В нас. Но несоизмеримость как раз то, что не в нашей власти свести к метрике, подвести под наши операции? А ведь математику строили мы. Значит мы не способны обеспечить себе в нашем свободу действия. Так что даже не обязательно выходить к вещам, к природе, чтобы наткнуться на неприступность. Мы в своем собственном создании, математике, в науках для своего поддержания и сохранения — иначе мы теряется так же быстро как я — должны поэтому постоянно устраиваться. Так увечный, без органа, должен компенсировать, приспосабливаться. Не сама метрика увечна, а то, что она не всё, и кто полагается только на метрику, должен ту же метрику использовать, так сказать, дважды, как безрукий свою единственную руку использует вдвойне.
Целость возвращается в стихии поэзии и любви. Но эта стихия как, мы сказали, огонь и безумие, как в огонь вступить.

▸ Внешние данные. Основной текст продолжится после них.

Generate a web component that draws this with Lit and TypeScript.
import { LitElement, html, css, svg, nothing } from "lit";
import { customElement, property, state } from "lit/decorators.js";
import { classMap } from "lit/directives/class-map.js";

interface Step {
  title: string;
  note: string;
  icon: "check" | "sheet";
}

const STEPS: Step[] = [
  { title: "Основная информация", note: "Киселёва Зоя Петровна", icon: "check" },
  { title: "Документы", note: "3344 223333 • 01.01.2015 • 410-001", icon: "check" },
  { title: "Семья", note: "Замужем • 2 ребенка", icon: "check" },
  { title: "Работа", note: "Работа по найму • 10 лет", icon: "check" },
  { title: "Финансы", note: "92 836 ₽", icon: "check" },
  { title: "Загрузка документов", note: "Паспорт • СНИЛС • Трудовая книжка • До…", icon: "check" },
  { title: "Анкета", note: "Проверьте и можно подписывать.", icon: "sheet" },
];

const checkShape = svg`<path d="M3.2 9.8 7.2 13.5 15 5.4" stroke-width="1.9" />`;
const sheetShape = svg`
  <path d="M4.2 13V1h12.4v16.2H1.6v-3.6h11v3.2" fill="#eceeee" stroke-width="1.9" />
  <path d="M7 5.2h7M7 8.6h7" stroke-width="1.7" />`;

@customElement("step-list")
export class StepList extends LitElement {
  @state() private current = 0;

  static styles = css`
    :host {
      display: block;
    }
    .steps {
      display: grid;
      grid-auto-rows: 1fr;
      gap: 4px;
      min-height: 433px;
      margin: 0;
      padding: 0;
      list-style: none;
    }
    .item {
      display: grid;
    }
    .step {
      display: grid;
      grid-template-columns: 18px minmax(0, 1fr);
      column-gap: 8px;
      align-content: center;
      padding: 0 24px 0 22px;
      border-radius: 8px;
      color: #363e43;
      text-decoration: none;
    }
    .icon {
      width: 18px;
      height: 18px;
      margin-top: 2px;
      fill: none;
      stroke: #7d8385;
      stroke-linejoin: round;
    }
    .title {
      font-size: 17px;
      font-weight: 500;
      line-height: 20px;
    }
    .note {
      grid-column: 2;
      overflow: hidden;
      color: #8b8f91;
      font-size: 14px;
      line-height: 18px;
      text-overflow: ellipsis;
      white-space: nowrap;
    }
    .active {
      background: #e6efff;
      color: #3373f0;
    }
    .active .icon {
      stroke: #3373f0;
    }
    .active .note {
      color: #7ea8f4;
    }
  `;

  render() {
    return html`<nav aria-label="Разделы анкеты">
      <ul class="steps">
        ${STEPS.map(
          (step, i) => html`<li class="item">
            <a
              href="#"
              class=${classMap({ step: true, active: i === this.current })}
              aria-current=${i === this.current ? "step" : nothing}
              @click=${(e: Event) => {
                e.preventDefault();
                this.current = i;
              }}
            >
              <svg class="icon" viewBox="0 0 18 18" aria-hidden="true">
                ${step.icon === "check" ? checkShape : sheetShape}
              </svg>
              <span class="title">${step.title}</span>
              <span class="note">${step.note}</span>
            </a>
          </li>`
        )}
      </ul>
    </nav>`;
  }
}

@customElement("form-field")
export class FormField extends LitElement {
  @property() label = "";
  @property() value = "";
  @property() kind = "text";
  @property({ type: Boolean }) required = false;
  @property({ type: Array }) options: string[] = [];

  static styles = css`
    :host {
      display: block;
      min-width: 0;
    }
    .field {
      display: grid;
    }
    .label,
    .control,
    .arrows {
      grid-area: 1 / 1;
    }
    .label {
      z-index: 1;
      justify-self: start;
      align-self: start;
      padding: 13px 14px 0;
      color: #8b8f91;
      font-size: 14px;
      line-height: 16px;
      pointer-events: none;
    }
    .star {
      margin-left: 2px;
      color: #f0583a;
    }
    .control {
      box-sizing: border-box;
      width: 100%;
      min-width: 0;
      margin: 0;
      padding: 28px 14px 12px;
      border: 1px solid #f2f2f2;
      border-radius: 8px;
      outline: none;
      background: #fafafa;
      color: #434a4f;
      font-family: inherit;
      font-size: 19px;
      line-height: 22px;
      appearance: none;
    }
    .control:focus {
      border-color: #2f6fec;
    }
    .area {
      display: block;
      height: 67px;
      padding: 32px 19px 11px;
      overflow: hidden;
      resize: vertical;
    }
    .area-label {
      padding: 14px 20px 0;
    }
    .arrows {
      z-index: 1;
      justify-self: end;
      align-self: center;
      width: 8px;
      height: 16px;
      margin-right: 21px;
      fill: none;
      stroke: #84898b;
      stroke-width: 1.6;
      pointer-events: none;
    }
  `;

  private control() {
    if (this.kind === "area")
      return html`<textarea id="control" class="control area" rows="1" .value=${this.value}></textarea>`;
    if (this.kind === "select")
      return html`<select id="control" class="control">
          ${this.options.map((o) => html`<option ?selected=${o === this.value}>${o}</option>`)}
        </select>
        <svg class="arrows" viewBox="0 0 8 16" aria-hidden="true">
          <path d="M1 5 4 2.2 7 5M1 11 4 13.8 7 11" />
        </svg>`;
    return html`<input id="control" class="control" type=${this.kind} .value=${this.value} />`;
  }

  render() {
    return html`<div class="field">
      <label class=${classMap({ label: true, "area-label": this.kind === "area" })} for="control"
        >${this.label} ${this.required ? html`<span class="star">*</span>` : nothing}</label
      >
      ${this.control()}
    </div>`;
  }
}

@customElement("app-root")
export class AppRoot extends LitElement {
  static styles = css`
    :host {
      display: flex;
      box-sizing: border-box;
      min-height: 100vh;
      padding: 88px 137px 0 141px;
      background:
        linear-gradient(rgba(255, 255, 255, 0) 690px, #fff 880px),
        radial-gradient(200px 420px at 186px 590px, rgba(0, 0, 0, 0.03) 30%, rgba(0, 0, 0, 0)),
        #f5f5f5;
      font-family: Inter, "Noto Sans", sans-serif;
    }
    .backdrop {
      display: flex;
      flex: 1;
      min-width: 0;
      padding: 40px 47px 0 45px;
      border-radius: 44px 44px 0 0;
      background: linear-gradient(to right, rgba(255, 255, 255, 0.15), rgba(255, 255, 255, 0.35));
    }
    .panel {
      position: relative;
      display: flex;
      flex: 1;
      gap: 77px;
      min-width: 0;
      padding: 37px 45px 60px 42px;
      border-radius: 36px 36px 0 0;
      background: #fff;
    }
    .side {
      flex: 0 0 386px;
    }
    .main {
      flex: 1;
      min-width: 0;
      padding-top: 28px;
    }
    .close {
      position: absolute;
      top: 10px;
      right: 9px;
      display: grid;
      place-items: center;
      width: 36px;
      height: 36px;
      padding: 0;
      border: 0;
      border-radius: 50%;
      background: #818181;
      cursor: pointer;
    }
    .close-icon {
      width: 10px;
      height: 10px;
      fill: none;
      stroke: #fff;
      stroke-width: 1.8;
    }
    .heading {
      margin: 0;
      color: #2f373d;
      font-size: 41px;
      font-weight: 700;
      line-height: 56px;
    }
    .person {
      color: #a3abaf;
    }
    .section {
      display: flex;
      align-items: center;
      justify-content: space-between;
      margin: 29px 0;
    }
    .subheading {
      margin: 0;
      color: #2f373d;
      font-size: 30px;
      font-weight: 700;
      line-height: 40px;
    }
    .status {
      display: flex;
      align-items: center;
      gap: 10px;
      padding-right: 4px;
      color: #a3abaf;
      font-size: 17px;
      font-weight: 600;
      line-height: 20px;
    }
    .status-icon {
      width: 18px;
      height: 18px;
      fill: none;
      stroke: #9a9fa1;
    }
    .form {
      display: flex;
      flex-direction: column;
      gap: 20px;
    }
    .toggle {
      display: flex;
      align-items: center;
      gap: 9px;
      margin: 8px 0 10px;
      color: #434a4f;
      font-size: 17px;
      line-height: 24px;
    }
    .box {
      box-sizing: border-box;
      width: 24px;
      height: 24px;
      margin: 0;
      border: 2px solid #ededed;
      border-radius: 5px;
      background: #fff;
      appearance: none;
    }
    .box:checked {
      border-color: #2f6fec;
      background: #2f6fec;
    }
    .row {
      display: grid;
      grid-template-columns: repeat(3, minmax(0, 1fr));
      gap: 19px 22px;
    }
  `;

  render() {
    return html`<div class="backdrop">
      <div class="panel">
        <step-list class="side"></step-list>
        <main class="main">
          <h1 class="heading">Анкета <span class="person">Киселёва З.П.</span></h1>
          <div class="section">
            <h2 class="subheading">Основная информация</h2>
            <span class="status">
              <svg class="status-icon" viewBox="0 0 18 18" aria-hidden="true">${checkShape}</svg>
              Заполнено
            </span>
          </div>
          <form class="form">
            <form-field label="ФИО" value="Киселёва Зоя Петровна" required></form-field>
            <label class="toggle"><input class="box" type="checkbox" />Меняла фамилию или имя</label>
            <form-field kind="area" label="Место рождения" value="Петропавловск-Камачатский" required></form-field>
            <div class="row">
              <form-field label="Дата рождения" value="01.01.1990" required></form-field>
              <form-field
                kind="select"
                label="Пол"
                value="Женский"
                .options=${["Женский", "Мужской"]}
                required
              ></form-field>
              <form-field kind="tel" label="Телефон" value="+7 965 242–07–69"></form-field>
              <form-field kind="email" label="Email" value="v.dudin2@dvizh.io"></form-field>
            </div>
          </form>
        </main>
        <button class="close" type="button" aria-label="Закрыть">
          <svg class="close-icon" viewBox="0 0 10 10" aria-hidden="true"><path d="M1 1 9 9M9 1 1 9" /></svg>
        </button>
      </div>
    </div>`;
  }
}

Говоря, что формы только в нас, Толстой имеет в виду устроенное, поддержанное, компенсирующее свое уродство мы, а именно конкретную вещь: ту разновидность мы, которая приняла облик европейского прогресса. Но идеология прогресса, казалось бы такая отчетливая вещь, ускользает от понимания, сливается с позитивизмом, бездонным мистическим движением, с историзмом, который коренится в вере, и так далее. Расчетливые мы ускользают так же, как неприступная сущность, прячущаяся в огне.